Wednesday, March 9, 2016
Guest Post: Bev Vincent
10:53 AM | Posted by
Not Now...Mommy's Reading
The Halloween Tree
by Bev Vincent
I’m a child of the late sixties and early seventies. I grew up in a rural area, a stretch of houses running along the main highway in northern New Brunswick, a two-lane undivided road that followed the coast of the Bay of Chaleur. There was a narrow gravel section along the edges of the road where people could walk, next to deep ditches. The speed limit was probably 45 or 55 mph. Transports often roared past, shaking the house on its foundation.
It was usually fairly cool on Halloween. Some years we’d already had our first snowfall, though it didn’t stick. Most of the leaves were down and dried, crunching beneath our feet. The cattails were ripe and ready to explode if you threw them at someone—and we did, coating each other in seedy “feathers.”
Halloween day started early because it got dark early. By four o’clock we were generally ready to set out. The lots on which people built their houses were large, so it took several minutes to get from one to the next. It wasn’t unusual for us to cover a span of five or six miles, from the railroad tracks at the upper end of the village to the top of the hill that dropped into a basin that marked the point beyond which phone calls were “long distance.” Our parents never seemed to be worried that we were gone for hours and hours, long after darkness fell. We carried flashlights to make ourselves more visible to passing cars, but our costumes were often black as pitch, and streetlights were sparsely distributed.
In my memory, those Halloweens are straight out of Ray Bradbury. The evening lasted forever. We had adventure after adventure. We soaped car windows. We set off firecrackers. Our cat-tail fights went on and on. One year we plastered the garage of a political delegate with posters for his rival candidate. At every house, we spent several minutes. There was none of this ding-dong, trick-or-treat, thanks, bye. We knew everyone we visited, so part of the process was that the adults had to guess who we were—had to see through our disguises.
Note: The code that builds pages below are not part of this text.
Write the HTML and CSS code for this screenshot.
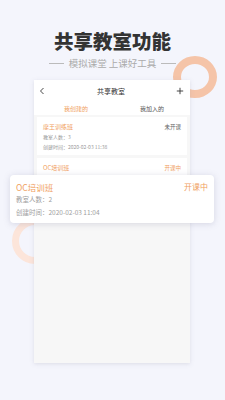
FILE: index.html
```html
<!DOCTYPE html>
<html lang="zh">
<head>
<meta charset="utf-8">
<link rel="stylesheet" href="styles.css">
</head>
<body>
<div class="page">
  <div class="ring ring-tr"></div>
  <div class="ring ring-bl"></div>
  <header class="hero">
    <h1 class="title">共享教室功能</h1>
    <p class="subtitle">模拟课堂 上课好工具</p>
  </header>
  <section class="phone">
    <div class="nav">
      <svg class="nav-icon" viewBox="0 0 8 8" width="8" height="8"><path d="M5.5 1 L2.5 4 L5.5 7" fill="none" stroke="#333" stroke-width="0.9"/></svg>
      <span class="nav-title">共享教室</span>
      <svg class="nav-icon" viewBox="0 0 8 8" width="8" height="8"><path d="M4 0.8 V7.2 M0.8 4 H7.2" fill="none" stroke="#333" stroke-width="0.9"/></svg>
    </div>
    <div class="tabs">
      <span class="tab active">我创建的</span>
      <span class="tab">我加入的</span>
    </div>
    <div class="list">
      <div class="item">
        <div class="item-head"><span class="item-name">摩王训练班</span><span class="item-status">未开课</span></div>
        <div class="item-row">教室人数：3</div>
        <div class="item-row">创建时间：2020-02-03 11:38</div>
      </div>
      <div class="item">
        <div class="item-head"><span class="item-name">OC培训班</span><span class="item-status on">开课中</span></div>
      </div>
    </div>
  </section>
  <div class="popup">
    <div class="popup-head"><span class="popup-name">OC培训班</span><span class="popup-status">开课中</span></div>
    <div class="popup-row">教室人数：2</div>
    <div class="popup-row">创建时间：2020-02-03 11:04</div>
  </div>
</div>
</body>
</html>
```
FILE: styles.css
```css
* { box-sizing: border-box; margin: 0; padding: 0; }
html, body { background: #f4f5fc; }
body { font-family: "Noto Sans CJK SC", "Noto Sans", sans-serif; }
.page {
  position: relative;
  width: 225px;
  height: 400px;
  overflow: hidden;
  background: #f4f5fc;
  display: flex;
  flex-direction: column;
}
.ring {
  position: absolute;
  border-radius: 50%;
}
.ring-tr {
  left: 173px;
  top: 56px;
  width: 44px;
  height: 42px;
  border: 8px solid #f5c4a8;
}
.ring-bl {
  left: 12px;
  top: 218px;
  width: 46px;
  height: 46px;
  border: 7px solid #fce5da;
}
.hero {
  position: relative;
  padding-top: 29px;
  display: flex;
  flex-direction: column;
  align-items: center;
}
.title {
  font-size: 19.5px;
  line-height: 24px;
  font-weight: 900;
  color: #333;
}
.subtitle {
  margin-top: 3px;
  font-size: 9.5px;
  line-height: 14px;
  color: #ababab;
  display: flex;
  align-items: center;
  gap: 5px;
}
.subtitle::before, .subtitle::after {
  content: "";
  width: 15px;
  height: 1px;
  background: #bbbbbb;
}
.phone {
  position: relative;
  margin: 10px 0 0 34px;
  width: 156px;
  height: 283px;
  background: #f7f7f7;
  box-shadow: 0 1px 4px rgba(150, 150, 170, 0.25);
  display: flex;
  flex-direction: column;
}
.nav {
  height: 22px;
  background: #fff;
  display: flex;
  align-items: center;
  justify-content: space-between;
  padding: 0 6px 0 4px;
}
.nav-title {
  font-size: 7px;
  color: #333;
}
.tabs {
  height: 13px;
  background: #fff;
  display: flex;
  align-items: center;
}
.tab {
  flex: 1;
  text-align: center;
  font-size: 6px;
  color: #555;
}
.tab.active { color: #f0a060; padding-left: 4px; }
.list {
  padding: 2px 3px;
  display: flex;
  flex-direction: column;
  gap: 3px;
}
.item {
  background: #fff;
  padding: 5px 6px 4px;
  display: flex;
  flex-direction: column;
  gap: 2px;
}
.item-head {
  display: flex;
  justify-content: space-between;
  align-items: center;
  height: 9px;
}
.item-name { font-size: 6px; color: #f0a060; }
.item-status { font-size: 5.5px; color: #666; }
.item-status.on { color: #f0a060; }
.item-row { font-size: 5px; color: #999; height: 8px; line-height: 8px; }
.popup {
  position: absolute;
  left: 10px;
  top: 175px;
  width: 204px;
  height: 48px;
  background: #fff;
  border-radius: 4px;
  box-shadow: 0 1px 6px rgba(140, 140, 170, 0.3);
  padding: 5px 6px 4px 6px;
  display: flex;
  flex-direction: column;
}
.popup-head {
  display: flex;
  justify-content: space-between;
  align-items: center;
  height: 13px;
}
.popup-name { font-size: 8.5px; color: #f0a060; }
.popup-status { font-size: 8px; color: #f0a060; }
.popup-row { font-size: 6.5px; color: #a0a0a0; height: 13px; line-height: 13px; }
```
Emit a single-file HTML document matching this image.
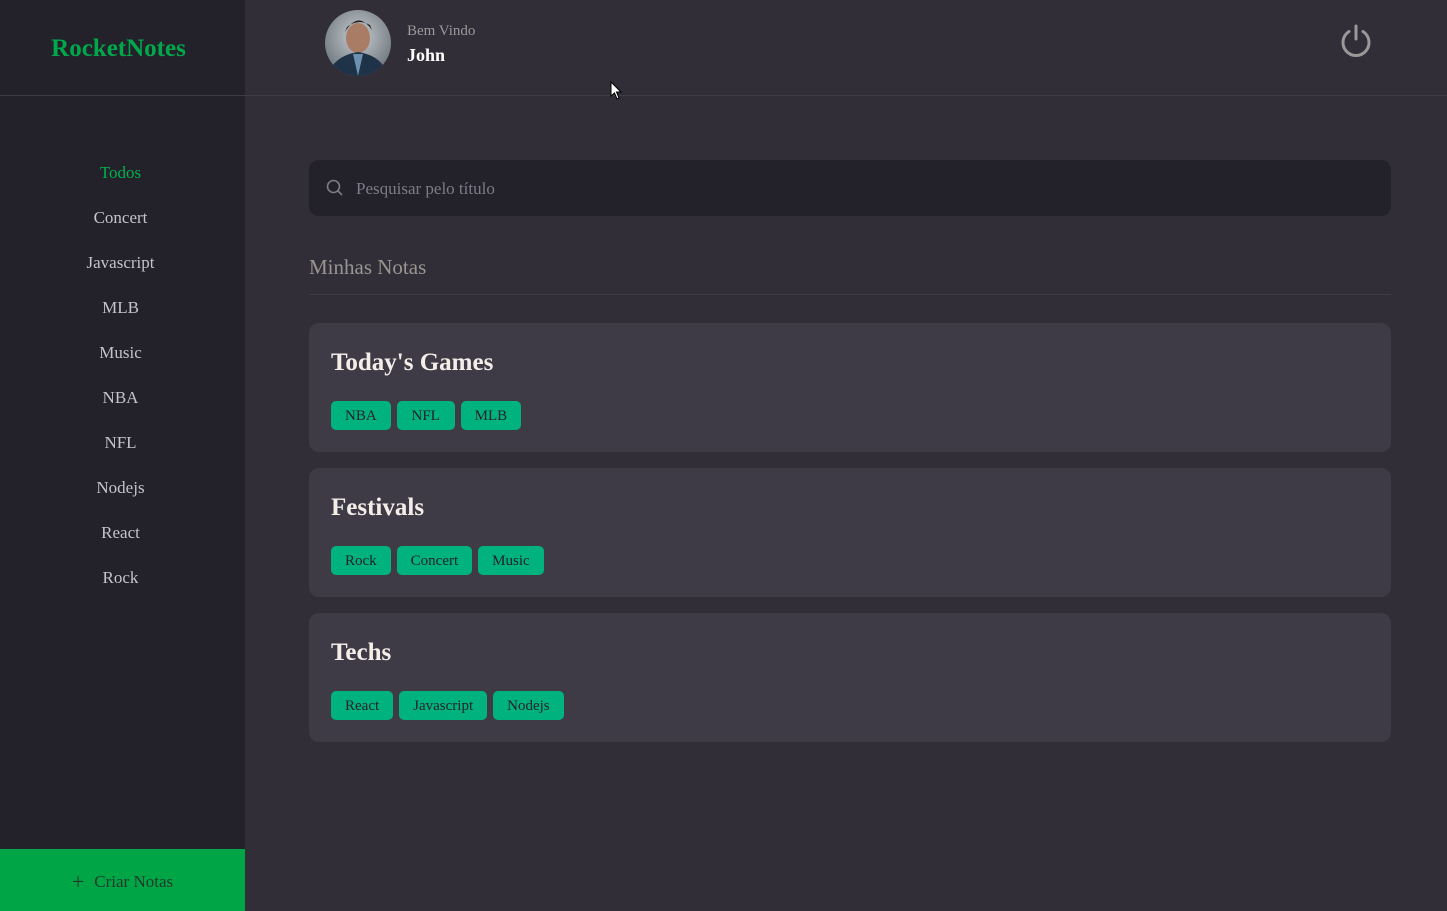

Some made us sing for our treats, and I recall being rewarded with a large coin for my efforts one year. It was made of plastic, but that didn’t matter.
In those days, we measured our success by the number of 5¢ bags of chips we got. At some places we visited, the treats were home-baked: fudge, rice and marshmallow squares, cookies. My grandmother had a special baggie prepared for every child in the area, each with his or her name on a little slip of paper. We carried large pillowcases to contain our booty, and no one sorted through the apples after we got home to make sure they were free of needles.
Our costumes were often home-made, too. If we bought masks, they were cheap plastic things with tiny slits for eyes and nostrils and a frail, thin elastic band stapled to the edges to hold it in place. The sweat you generated during an energetic evening pooled inside, enough water to slake the thirst of a man stranded in the desert. One year I used modeling clay to create a decent Planet of the Apes gorilla head, with my hockey goalie mask as a base. It looked awesome, but man was that sucker heavy.
My house was located on a straight stretch of highway between two major curves. The one to the left was closer, a couple of houses away. The one on the right was at least a quarter of mile away. From the side of the road, I could just see the road disappear in the distance.
And at that bend in the road stood the Halloween tree.
It was a gnarled old creature that twisted this way and that, at least twenty or a hundred feet tall. Who knows? It was tall to me as a child—it was probably only twelve feet tall, but it lurked. It had a presence.
There must have been leaves on it during the summertime. I mean, it must have been alive to have existed at that spot for so many years, right? It couldn’t have been dead, surely. But in my mind, it is always free of leaves. Did it have bark? It was a tree—it had to have bark. And yet I remember it as shiny, almost polished like driftwood, a dirty grey that made it look cold. And dead.
Its branches jutted over the road like talons. Sharp, pointed, ready to skewer any unsuspecting child who passed by on that side of the road. If you were smart, you crossed the road long before you reached it and kept your head turned toward its swaying branches, especially on Halloween night.
Especially then.
I was scared of that tree even when we passed in the car. From the back seat, I stared through the enormous rear window as we went by. I could almost intuit its frustration. I’ll get you next time, it said in my mind. When you aren’t paying attention.
Is that tree still there? Not according to Google Street View. Of course, if it still existed, it would be over fifty years old. Not terribly old for a tree, I gather, but still. Imagine the number of young souls it terrorized during its long life. How many did it capture?
Or was I the only one who perceived the menace? I’ve never spoken of it to anyone else, ever. It seems silly to be afraid of a tree, after all.